Alors que la consommation de tabac a été ramenée entre 2000 et 2003 de 41,9 % à 38,1 % chez les personnes âgées de 17 ans, la consommation d’alcool décolle, en 2003, passant de 16 % à 21,2 %. La montée en puissance des Premix et des alcopops est éloquente en France. Ces produits dérivés rendent flou la distinction entre boisson alcoolisée et non-alcoolisée….

Placés dans les rayons des jus de fruits et des sodas dans les grandes surfaces, ils séduisent même les parents qui en achètent pour les fêtes et anniversaires de leurs enfants. Boire un Premix revient pourtant à consommer une bière de 25 cl, 4 cl d’alcool fort ou un verre de vin. Les jeunes sont aussi en première ligne sur la route. 38,5 % des accidents de la route concernaient un jeune âgé entre 18 et 24 ans, soit presque 1 tué par jour. Certes les chiffres s’améliorent nous dit la Sécurité routière. Mais avec 1.300 tués, 31.666 blessés graves et 8.982 blessés légers, le bilan demeure lourd… La hausse des accidents dus à l’alcool chez les 18-24 ans est toujours d’actualité !
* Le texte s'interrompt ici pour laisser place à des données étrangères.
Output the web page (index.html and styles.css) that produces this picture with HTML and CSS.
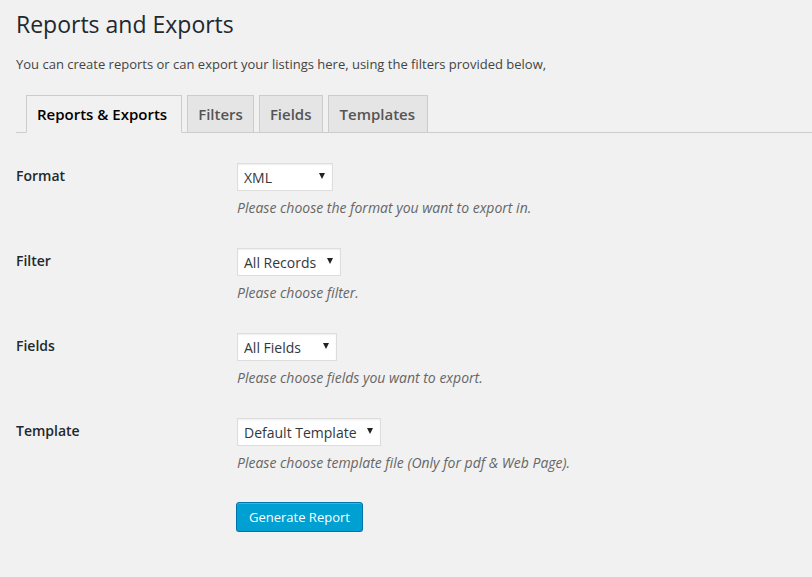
FILE: index.html
```html
<!DOCTYPE html>
<html>
<head>
<meta charset="utf-8">
<link rel="stylesheet" href="styles.css">
</head>
<body>
<div class="wrap">
  <h1 class="title">Reports and Exports</h1>
  <p class="intro">You can create reports or can export your listings here, using the filters provided below,</p>
  <nav class="tabs">
    <span class="tab tab-active">Reports &amp; Exports</span>
    <span class="tab">Filters</span>
    <span class="tab">Fields</span>
    <span class="tab tab-wide">Templates</span>
  </nav>
  <div class="form">
    <div class="row">
      <div class="label">Format</div>
      <div class="field">
        <div class="select w-xml"><span>XML</span><span class="arrow"></span></div>
        <p class="desc">Please choose the format you want to export in.</p>
      </div>
    </div>
    <div class="row">
      <div class="label">Filter</div>
      <div class="field">
        <div class="select w-records"><span>All Records</span><span class="arrow"></span></div>
        <p class="desc">Please choose filter.</p>
      </div>
    </div>
    <div class="row">
      <div class="label">Fields</div>
      <div class="field">
        <div class="select w-fields"><span>All Fields</span><span class="arrow"></span></div>
        <p class="desc">Please choose fields you want to export.</p>
      </div>
    </div>
    <div class="row">
      <div class="label">Template</div>
      <div class="field">
        <div class="select w-template"><span>Default Template</span><span class="arrow"></span></div>
        <p class="desc">Please choose template file (Only for pdf &amp; Web Page).</p>
      </div>
    </div>
    <div class="submit">
      <button class="button">Generate Report</button>
    </div>
  </div>
</div>
</body>
</html>
```
FILE: styles.css
```css
html, body {
  margin: 0;
  padding: 0;
  background: #f1f1f1;
}
body {
  font-family: "Open Sans", "Liberation Sans", sans-serif;
  font-size: 13px;
  color: #444;
}
.wrap {
  padding: 10px 0 0 16px;
}
.title {
  margin: 0;
  font-size: 23px;
  font-weight: 400;
  line-height: 29px;
  color: #23282d;
}
.intro {
  margin: 16px 0 0;
  line-height: 19.5px;
  color: #444;
}
.tabs {
  display: flex;
  align-items: flex-end;
  margin-top: 20px;
  padding-left: 10px;
  border-bottom: 1px solid #ccc;
}
.tab {
  display: block;
  margin-left: 5px;
  margin-bottom: -1px;
  padding: 6px 10px;
  font-size: 15px;
  font-weight: 600;
  line-height: 24px;
  color: #555;
  background: #e5e5e5;
  border: 1px solid #ccc;
  border-bottom: 1px solid #ccc;
}
.tab:first-child {
  margin-left: 0;
  padding: 6px 14px 6px 10px;
}
.tab-wide {
  padding: 6px 12px 6px 11px;
}
.tab-active {
  color: #000;
  background: #f1f1f1;
  border-bottom-color: #f1f1f1;
}
.form {
  padding-top: 15px;
}
.row {
  display: grid;
  grid-template-columns: 221px 1fr;
  height: 85px;
}
.label {
  padding-top: 19px;
  font-size: 14px;
  font-weight: 600;
  line-height: 18px;
  color: #23282d;
}
.field {
  padding-top: 15px;
}
.select {
  box-sizing: border-box;
  height: 28px;
  display: flex;
  align-items: center;
  justify-content: space-between;
  padding: 1px 7px 0 6px;
  background: #fff;
  border: 1px solid #ddd;
  box-shadow: inset 0 1px 2px rgba(0,0,0,.07);
  font-size: 14px;
  color: #32373c;
}
.arrow {
  width: 0;
  height: 0;
  border-left: 3px solid transparent;
  border-right: 3px solid transparent;
  border-top: 6px solid #222;
  margin-top: -2px;
}
.w-xml { width: 96px; }
.w-records { width: 104px; }
.w-fields { width: 100px; }
.w-template { width: 144px; }
.desc {
  margin: 6px 0 0;
  font-size: 14px;
  font-style: italic;
  line-height: 21px;
  color: #666;
}
.submit {
  padding: 14px 0 0 220px;
}
.button {
  box-sizing: border-box;
  height: 30px;
  padding: 0 12px;
  font-family: "Open Sans", "Liberation Sans", sans-serif;
  font-size: 13px;
  line-height: 28px;
  color: #fff;
  background: #00a0d2;
  border: 1px solid #0073aa;
  border-radius: 3px;
  box-shadow: inset 0 1px 0 rgba(120,200,230,.5), 0 1px 0 rgba(0,0,0,.15);
  cursor: pointer;
}
```
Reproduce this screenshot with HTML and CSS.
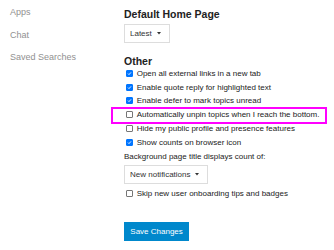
FILE: index.html
```html
<!DOCTYPE html>
<html lang="en">
  <head>
    <meta charset="UTF-8" />
    <meta name="viewport" content="width=device-width, initial-scale=1.0" />
    <title>Preferences - Interface</title>
    <link rel="stylesheet" href="styles.css">
  </head>
  <body>
    <div class="page">
      <ul class="side-nav">
        <li>Apps</li>
        <li>Chat</li>
        <li>Saved Searches</li>
      </ul>

      <div class="prefs">
        <h3 class="section-title">Default Home Page</h3>
        <div class="combo">
          <span>Latest</span>
          <svg class="caret" viewBox="0 0 4 3"><path d="M0 0h4L2 2.6z" fill="#333"/></svg>
        </div>

        <h3 class="section-title other">Other</h3>
        <div class="controls">
          <label class="row"><input type="checkbox" checked /> Open all external links in a new tab</label>
          <label class="row"><input type="checkbox" checked /> Enable quote reply for highlighted text</label>
          <label class="row"><input type="checkbox" checked /> Enable defer to mark topics unread</label>
          <label class="row highlight"><input type="checkbox" /> Automatically unpin topics when I reach the bottom.<span class="marker"></span></label>
          <label class="row"><input type="checkbox" /> Hide my public profile and presence features</label>
          <label class="row"><input type="checkbox" checked /> Show counts on browser icon</label>
          <div class="row">Background page title displays count of:</div>
          <div class="combo wide">
            <span>New notifications</span>
            <svg class="caret" viewBox="0 0 4 3"><path d="M0 0h4L2 2.6z" fill="#333"/></svg>
          </div>
          <label class="row"><input type="checkbox" /> Skip new user onboarding tips and badges</label>
        </div>

        <button type="button" class="save-btn">Save Changes</button>
      </div>
    </div>
  </body>
</html>
```

FILE: styles.css
```css
* {
  margin: 0;
  padding: 0;
  box-sizing: border-box;
}

body {
  font-family: "Liberation Sans", Arial, sans-serif;
  background: white;
  color: #222;
  font-size: 8px;
}

.page {
  display: flex;
}

.side-nav {
  list-style: none;
  width: 124px;
  padding: 1px 0 0 10px;
  font-size: 9px;
  color: #919191;
}

.side-nav li {
  line-height: 22.5px;
}

.prefs {
  flex: 1;
  padding-top: 8px;
}

.section-title {
  font-size: 10.5px;
  line-height: 13px;
  font-weight: bold;
  color: #222;
}

.section-title.other {
  margin-top: 11.5px;
  line-height: 12px;
}

.combo {
  display: inline-flex;
  align-items: center;
  gap: 5px;
  height: 19px;
  margin-top: 3px;
  padding: 0 8px 0 5px;
  border: 1px solid #ddd;
  background: white;
  color: #333;
}

.caret {
  width: 4px;
  height: 3px;
}

.controls {
  display: flex;
  flex-direction: column;
  align-items: flex-start;
}

.controls .combo {
  margin: 1.9px 0 2.8px;
}

.row {
  position: relative;
  display: flex;
  align-items: center;
  gap: 3.7px;
  height: 13.8px;
  color: #222;
}

.row input[type="checkbox"] {
  appearance: none;
  flex: none;
  width: 7px;
  height: 7px;
  margin: 0 0 0 2px;
  border: 1px solid #767676;
  border-radius: 1px;
  background: white;
}

.row input[type="checkbox"]:checked {
  border-color: #0075ff;
  background: #0075ff url("data:image/svg+xml,%3Csvg xmlns='http://www.w3.org/2000/svg' viewBox='0 0 10 10'%3E%3Cpath d='M2 5.2l2 2 4-4.4' fill='none' stroke='white' stroke-width='1.8'/%3E%3C/svg%3E") center / 100% no-repeat;
}

.marker {
  position: absolute;
  left: -13px;
  top: -0.5px;
  width: 216px;
  height: 16.5px;
  border: 2px solid #ff00ff;
}

.save-btn {
  display: block;
  margin-top: 21.4px;
  height: 19px;
  padding: 0 6.3px;
  border: none;
  background: #0088cc;
  color: white;
  font-family: inherit;
  font-size: 8px;
  cursor: pointer;
}
```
L’alcoolisme a un coût social exorbitant

L’alcoolisme a évidemment des répercussions économiques importantes pour la collectivité : plus de 17 milliards d’euros soit 1,42 du PIB. Avec un bilan dramatique : 45 000 décès prématurés et environ 60 000 autres imputables à l’alcool. À titre de comparaison, le coût social du tabac représente 0,8 % du PIB, celui des stupéfiants 0,16 % du PIB. Les discours simplistes consistent à dire que légiférer est une atteinte à la liberté individuelle. Mais pourquoi alors avoir légiféré aussi sévèrement sur la cigarette ? La même logique devrait donc s’appliquer à ce qui nuit à la santé publique et à la collectivité en général, d’autant plus que la lutte conte le cancer est l’une des priorités du Président de la République. Il faut croire que le lobby économique pèse lourdement dans la balance des décisions. Le marché des alcools génère en moyenne un chiffre d’affaires de 13 milliards d’euros.

Il représente 60 % de l’excédent des échanges commerciaux agroalimentaires en France. Prendre des mesures aussi répressives que celles contre la cigarette est-il concevable dans notre pays, qui est rappelons-le le cinquième producteur européen ? Il y a là une hypocrisie évidente qui montre que les logiques économiques l’emportent sur la santé publique. La lutte contre l’alcoolisme passe sans doute par des prises de consciences. Mais peut-on lutter efficacement contre un tel fléau ? A priori non si nous considérons les simples faits suivants. Le budget de communication de tous les alcooliers réunis, hors presse gratuite, était en 2003 de 237 505 000 euros selon TNS Media Intelligence. Le budget de communication de l’INPES pour la prévention était, en 2005, de 4,5 millions d’euros seulement. Une goutte d’eau dans les 13,1 litres d’alcool pur consommés par habitant de 15 ans ou plus durant l’année (chiffre 2004) ! Même si désormais l’Irlande et la Tchéquie devancent la France en matière de consommation d’alcool en Europe, il y a de quoi être perplexe tant l’engagement citoyen sur la problématique de l’alcool demeure faible en France.